The Mason Honey Bee Initiative (HBI) was active this summer with a variety of hive-related research. These research projects are designed to explore indicators of bee health and provide valuable information to research groups working at the local, state and national levels.
First, at the national level, the HBI has been named a Tier Four, or key contributor to the Sentinel Hive Project conducted by the Bee Informed Partnership out of the University of Maryland. On Mason’s Fairfax campus, eight hives are being monitored for general hive health and diseases, and the results become part of the national database and used for comparison with hives in other regions.
Kathleen Curtis, associate director of the HBI said, “Not only is it a great opportunity to be included in this critical research, but preliminary results show that our hives are healthy and our bees are doing exceedingly well.”
More information on this nationwide project can be found at https://beeinformed.org/programs/disease-load-monitoring-2/
Next, at the local level, HBI director German Perilla has designed and crafted bee-friendly traps to collect pollen from the bees’ pollen baskets (corbicula) located on the bees’ legs. The team is drawing pollen samples to monitor the variety of pollens gathered and analyze the pesticide content within the pollen. The sampling is being conducted in four locations: two within Fairfax County, and one each in Warren County at the Smithsonian-Mason School of Conservation, and in Loudoun County at the Farm at Sunnyside.
Pesticide analysis is being conducted under the direction of Dr. Thomas Huff, assistant director of the Shared Instrumentation Facility at Mason’s Science and Technology Campus in Prince William County. In addition to identifying the types of pesticides bees encounter at each location, the team also hopes to determine if the level of pesticide present in the pollen relates to the general health of a particular hive.
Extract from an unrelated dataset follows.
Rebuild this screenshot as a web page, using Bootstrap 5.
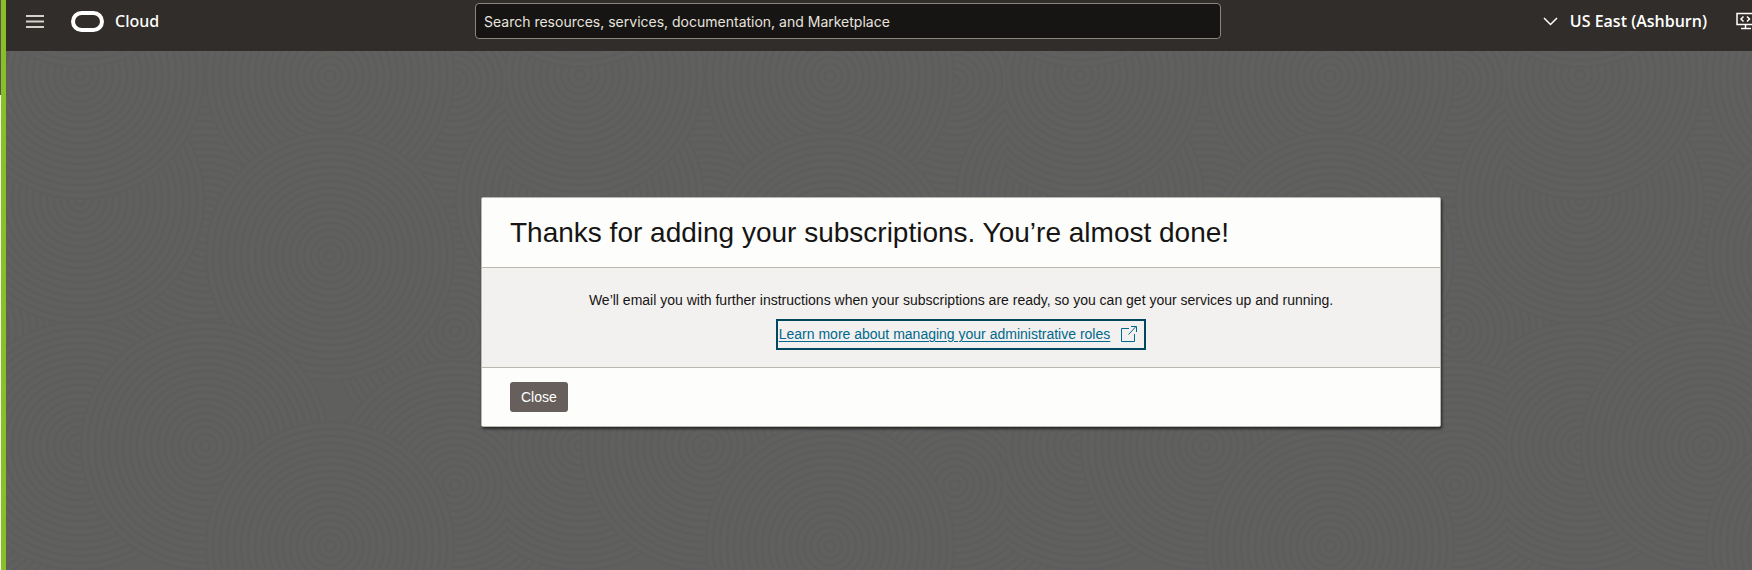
<!DOCTYPE html>
<html lang="en">
<head>
<meta charset="utf-8">
<meta name="viewport" content="width=device-width, initial-scale=1">
<title>Cloud</title>
<link href="https://cdn.jsdelivr.net/npm/bootstrap@5.3.0/dist/css/bootstrap.min.css" rel="stylesheet">
<style>
  body { font-family: "Liberation Sans", Arial, sans-serif; font-size: 14px; line-height: 20px; color: #161513; background: #605f5e; }
  .edge-strip { width: 6px; background: linear-gradient(90deg, transparent 1px, #8abf26 1px), linear-gradient(#55535a 95px, #f4f2f5 95px); }
  .console { min-width: 0; }
  .topbar { height: 51px; padding-bottom: 9px; background: #312d2a; display: grid; grid-template-columns: 469fr 746fr 531fr; font-family: "Noto Sans", sans-serif; font-size: 16px; color: #fff; }
  .topbar button { color: inherit; background: none; border: 0; padding: 0; }
  .brand-area { padding-left: 20px; gap: 27px; }
  .brand { color: #fff; font-weight: 500; gap: 11px; }
  .search { height: 36px; padding: 0 8px; font: 400 14px/20px Inter, sans-serif; color: #e6e3df; background: #161513; border: 1px solid #8b8580; border-radius: 4px; }
  .search::placeholder { color: #e6e3df; opacity: 1; }
  .search:focus { color: #fff; background: #161513; }
  .region { font-family: "Open Sans", sans-serif; font-weight: 600; gap: 12px; }
  .tools-area { gap: 29px; }
  .stage { padding: 146px 0 40px; display: grid; grid-template-columns: 475fr minmax(0, 960px) 311fr; isolation: isolate; }
  .backdrop-art { z-index: -1; }
  .dialog { grid-column: 2; background: #fdfdfc; border: 1px solid #bcb6b1; border-radius: 2px; box-shadow: 1px 2px 3px rgba(0,0,0,.6); }
  .dialog-head { padding: 16px 28px; border-bottom: 1px solid #bcb6b1; }
  .dialog-head h1 { font-size: 28px; line-height: 37px; font-weight: 400; }
  .dialog-text { padding: 22px 28px 17px; gap: 9px; background: #f3f1f0; border-bottom: 1px solid #bcb6b1; }
  .learn-more { color: #00688c; border: 2px solid #00485f; padding: 3px 7px 4px 1px; gap: 11px; line-height: 20px; text-decoration: none; }
  .learn-more span { text-decoration: underline; text-underline-offset: 2px; }
  .dialog-foot { padding: 14px 28px; }
  .btn-close-dialog { display: block; padding: 5px 11px; font-size: 14px; line-height: 20px; color: #fff; background: #665f5b; border: 0; border-radius: 3px; }
  .btn-close-dialog:hover { color: #fff; background: #4f4945; }
</style>
</head>
<body>
<div class="d-flex min-vh-100">
  <div class="edge-strip flex-shrink-0"></div>
  <div class="console d-flex flex-column flex-grow-1">
    <header class="topbar">
      <div class="brand-area d-flex align-items-center">
        <button type="button" class="d-flex" aria-label="Navigation menu">
          <svg width="18" height="14" viewBox="0 0 18 14" stroke="#d4d0cb" stroke-width="2"><path d="M0 2h18M0 7.500h18M0 13h18"/></svg>
        </button>
        <a href="#" class="brand d-flex align-items-center text-decoration-none">
          <svg width="33" height="21" viewBox="0 0 33 21" fill="none" stroke="#fff" stroke-width="4"><rect x="2" y="2" width="29" height="17" rx="8.500"/></svg>
          <span>Cloud</span>
        </a>
      </div>
      <div class="d-flex align-items-center">
        <input type="search" class="search form-control w-100" aria-label="Search" placeholder="Search resources, services, documentation, and Marketplace">
      </div>
      <div class="tools-area d-flex align-items-center justify-content-end">
        <button type="button" class="region d-flex align-items-center">
          <svg width="15" height="9" viewBox="0 0 15 9" fill="none" stroke="#fff" stroke-width="1.500"><path d="M1 1l6.500 6.500L14 1"/></svg>
          <span>US East (Ashburn)</span>
        </button>
        <button type="button" class="d-flex" aria-label="Developer tools">
          <svg width="16" height="18" viewBox="0 0 16 18" fill="none" stroke="#fff" stroke-width="1.500"><path d="M19 1.500H1v11h18M9.500 12.500v4M5 16.500h10M7.500 4.500L5 7l2.500 2.500M11 4.500L13.500 7 11 9.500"/></svg>
        </button>
      </div>
    </header>

    <main class="stage position-relative flex-grow-1 align-items-start overflow-hidden">
      <svg class="backdrop-art position-absolute top-0 start-0 w-100 h-100" aria-hidden="true">
        <defs>
          <radialGradient id="rings" r=".028" spreadMethod="repeat">
            <stop offset="0" stop-color="#60605e"/>
            <stop offset=".4" stop-color="#60605e"/>
            <stop offset=".75" stop-color="#5c5c5d"/>
            <stop offset="1" stop-color="#60605e"/>
          </radialGradient>
          <circle id="disc" r="125" fill="url(#rings)"/>
          <pattern id="sand" width="500" height="620" patternUnits="userSpaceOnUse">
            <rect width="500" height="620" fill="#5f5f5e"/>
            <use href="#disc" x="199" y="180"/>
            <use href="#disc" x="-51" y="280"/><use href="#disc" x="449" y="280"/>
            <use href="#disc" x="449" y="434"/><use href="#disc" x="-51" y="434"/>
            <use href="#disc" x="449" y="30"/><use href="#disc" x="-51" y="30"/>
            <use href="#disc" x="324" y="25"/>
            <use href="#disc" x="74" y="149"/><use href="#disc" x="574" y="149"/>
            <use href="#disc" x="74" y="24"/>
            <use href="#disc" x="324" y="205"/>
            <use href="#disc" x="74" y="395"/>
            <use href="#disc" x="199" y="395"/>
            <use href="#disc" x="324" y="495"/>
            <use href="#disc" x="74" y="-108"/>
          </pattern>
        </defs>
        <rect width="100%" height="100%" fill="url(#sand)"/>
      </svg>
      <section class="dialog" role="dialog" aria-labelledby="dialog-title">
        <div class="dialog-head"><h1 id="dialog-title" class="mb-0">Thanks for adding your subscriptions. You’re almost done!</h1></div>
        <div class="dialog-text d-flex flex-column align-items-center text-center">
          <p class="mb-0">We’ll email you with further instructions when your subscriptions are ready, so you can get your services up and running.</p>
          <a href="#" class="learn-more d-inline-flex align-items-center">
            <span>Learn more about managing your administrative roles</span>
            <svg width="16" height="16" viewBox="0 0 16 16" fill="none" stroke="#00688c"><path d="M8 2.500H.5v13h13V8M7.500 8.500l7.500-8M10 .500h5.500V6"/></svg>
          </a>
        </div>
        <div class="dialog-foot"><button type="button" class="btn btn-close-dialog">Close</button></div>
      </section>
    </main>
  </div>
</div>
<script src="https://cdn.jsdelivr.net/npm/bootstrap@5.3.0/dist/js/bootstrap.bundle.min.js"></script>
</body>
</html>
Finally, at the state level, the HBI is participating in research with Virginia Tech by sending samples of hive products including wax, bee bread and the bees themselves for analysis. Samples are taken from the same four sites located across Fairfax, Loudoun and Warren counties. The purpose of this research is to study bee health as indicated by hive products, and contribute to state-wide data collection with the goal of creating a solid base to understand the different threats and impacts that bees face in Virginia.